◆ TASK BRIEF: Pick out each line containing the string "index".

◆ SUPPLIED INFORMATION:

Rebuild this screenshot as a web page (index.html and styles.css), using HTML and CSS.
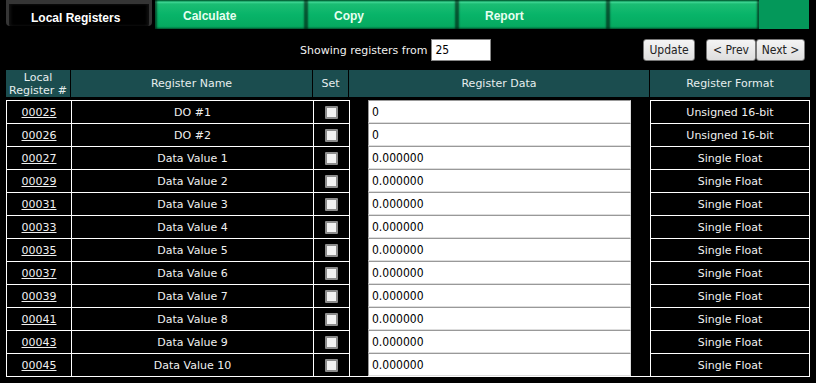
FILE: index.html
```html
<!DOCTYPE html>
<html lang="en">
<head>
    <meta charset="UTF-8">
    <title>Local Registers</title>
    <link rel="stylesheet" href="styles.css">
</head>
<body>
    <!-- Top navigation tabs -->
    <div class="tabs">
        <div class="tab tab-active"><span>Local Registers</span></div>
        <div class="tab">Calculate</div>
        <div class="tab">Copy</div>
        <div class="tab">Report</div>
        <div class="tab"></div>
        <div class="tab-end"></div>
    </div>

    <!-- Paging controls -->
    <div class="controls">
        <div class="showing">
            <span>Showing registers from</span>
            <input type="text" class="start-box" value="25">
        </div>
        <div class="buttons">
            <button class="btn btn-update">Update</button>
            <button class="btn btn-prev">&lt; Prev</button><button class="btn btn-next">Next &gt;</button>
        </div>
    </div>

    <table class="registers">
        <thead>
            <tr>
                <th class="col-num">Local<br>Register #</th>
                <th class="col-name">Register Name</th>
                <th class="col-set">Set</th>
                <th class="col-data">Register Data</th>
                <th class="col-format">Register Format</th>
            </tr>
        </thead>
        <tbody>
            <tr><td><a href="#">00025</a></td><td>DO #1</td><td><input type="checkbox" class="chk"></td><td class="data"><input type="text" class="data-box" value="0"></td><td>Unsigned 16-bit</td></tr>
            <tr><td><a href="#">00026</a></td><td>DO #2</td><td><input type="checkbox" class="chk"></td><td class="data"><input type="text" class="data-box" value="0"></td><td>Unsigned 16-bit</td></tr>
            <tr><td><a href="#">00027</a></td><td>Data Value 1</td><td><input type="checkbox" class="chk"></td><td class="data"><input type="text" class="data-box" value="0.000000"></td><td>Single Float</td></tr>
            <tr><td><a href="#">00029</a></td><td>Data Value 2</td><td><input type="checkbox" class="chk"></td><td class="data"><input type="text" class="data-box" value="0.000000"></td><td>Single Float</td></tr>
            <tr><td><a href="#">00031</a></td><td>Data Value 3</td><td><input type="checkbox" class="chk"></td><td class="data"><input type="text" class="data-box" value="0.000000"></td><td>Single Float</td></tr>
            <tr><td><a href="#">00033</a></td><td>Data Value 4</td><td><input type="checkbox" class="chk"></td><td class="data"><input type="text" class="data-box" value="0.000000"></td><td>Single Float</td></tr>
            <tr><td><a href="#">00035</a></td><td>Data Value 5</td><td><input type="checkbox" class="chk"></td><td class="data"><input type="text" class="data-box" value="0.000000"></td><td>Single Float</td></tr>
            <tr><td><a href="#">00037</a></td><td>Data Value 6</td><td><input type="checkbox" class="chk"></td><td class="data"><input type="text" class="data-box" value="0.000000"></td><td>Single Float</td></tr>
            <tr><td><a href="#">00039</a></td><td>Data Value 7</td><td><input type="checkbox" class="chk"></td><td class="data"><input type="text" class="data-box" value="0.000000"></td><td>Single Float</td></tr>
            <tr><td><a href="#">00041</a></td><td>Data Value 8</td><td><input type="checkbox" class="chk"></td><td class="data"><input type="text" class="data-box" value="0.000000"></td><td>Single Float</td></tr>
            <tr><td><a href="#">00043</a></td><td>Data Value 9</td><td><input type="checkbox" class="chk"></td><td class="data"><input type="text" class="data-box" value="0.000000"></td><td>Single Float</td></tr>
            <tr class="last"><td><a href="#">00045</a></td><td>Data Value 10</td><td><input type="checkbox" class="chk"></td><td class="data"><input type="text" class="data-box" value="0.000000"></td><td>Single Float</td></tr>
        </tbody>
    </table>
</body>
</html>
```

FILE: styles.css
```css
body {
    margin: 0;
    background-color: #000;
    color: #f0f0f0;
    font-family: "DejaVu Sans", Verdana, sans-serif;
    font-size: 11px;
}
/* Tabs */
.tabs {
    display: flex;
    height: 29px;
}
.tab {
    width: 151px;
    height: 29px;
    box-sizing: border-box;
    padding-left: 28px;
    line-height: 32px;
    font-family: "Liberation Sans", Arial, sans-serif;
    font-weight: bold;
    font-size: 12px;
    color: #e6fff0;
    background: linear-gradient(#0b8a4e 0, #0a9a58 1px, #43d898 2px, #1bbd73 4px, #08b469 50%, #05aa60 90%, #03874b 100%);
    box-shadow: inset 2px 0 2px rgba(0, 0, 0, 0.55), inset -2px 0 2px rgba(0, 0, 0, 0.55);
}
.tab-active {
    width: 155px;
    padding: 0 3px 0 6px;
    background: #000;
    box-shadow: none;
    color: #fff;
}
.tab-active span {
    display: block;
    height: 22px;
    padding-left: 22px;
    line-height: 28px;
    border: 3px solid #353535;
    border-top-width: 4px;
    border-bottom: none;
    border-radius: 0 0 4px 4px;
    box-shadow: inset 2px 0 3px #111, inset -2px 0 3px #111;
    background: #000;
}
.tab-end {
    width: 50px;
    background-color: #04985a;
}
/* Controls row */
.controls {
    display: flex;
    align-items: center;
    margin-top: 10px;
    padding: 0 11px 0 300px;
    height: 22px;
}
.showing {
    display: flex;
    align-items: center;
    gap: 4px;
}
.start-box {
    width: 60px;
    height: 22px;
    box-sizing: border-box;
    border: 1px solid #888;
    padding: 0 3px;
    font-family: "DejaVu Sans Condensed", "DejaVu Sans", sans-serif;
    font-size: 12px;
    color: #000;
    background: #fff;
}
.buttons {
    margin-left: auto;
    display: flex;
}
.btn {
    height: 22px;
    padding: 0;
    border: 1px solid #777;
    border-radius: 3px;
    background: linear-gradient(#f4f4f4, #dedede);
    font-family: "DejaVu Sans Condensed", "DejaVu Sans", sans-serif;
    font-size: 12px;
    color: #222;
}
.btn-update {
    width: 52px;
}
.btn-prev {
    width: 50px;
    margin-left: 11px;
}
.btn-next {
    width: 49px;
}
/* Registers table */
.registers {
    margin: 9px 0 0 6px;
    width: 804px;
    border-collapse: separate;
    border-spacing: 0;
    table-layout: fixed;
}
.registers th {
    height: 27px;
    padding: 0;
    background-color: #1b4d4f;
    color: #e6eeee;
    font-weight: normal;
    line-height: 13px;
    border-right: 1px solid #000;
    border-bottom: 3px solid #000;
}
.registers th:last-child {
    border-right: none;
}
.col-num { width: 64px; }
.col-name { width: 241px; }
.col-set { width: 35px; }
.col-data { width: 300px; }
.registers td {
    height: 22px;
    padding: 0;
    text-align: center;
    border-top: 1px solid #fff;
    border-left: 1px solid #fff;
}
.registers td:last-child {
    border-right: 1px solid #fff;
}
.registers tr.last td {
    border-bottom: 1px solid #fff;
}
.registers td.data {
    text-align: left;
    padding-left: 18px;
    border-top: none;
    border-bottom: none;
    vertical-align: top;
}
.registers a {
    color: #f0f0f0;
}
.data-box {
    display: block;
    width: 263px;
    height: 23px;
    box-sizing: border-box;
    margin: 0;
    padding: 0 3px;
    border: 1px solid #999;
    border-right-color: #ddd;
    border-bottom-color: #ddd;
    font-family: "DejaVu Sans Condensed", "DejaVu Sans", sans-serif;
    font-size: 12px;
    color: #000;
    background: #fff;
}
.chk {
    appearance: none;
    display: block;
    margin: 0 auto;
    width: 13px;
    height: 13px;
    border: 2px solid #8c8c8c;
    border-radius: 1px;
    background: #f2f2f2;
}
```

◆ OUTPUT BELOW:
Rebuild this screenshot as a web page (index.html and styles.css), using HTML and CSS.
FILE: index.html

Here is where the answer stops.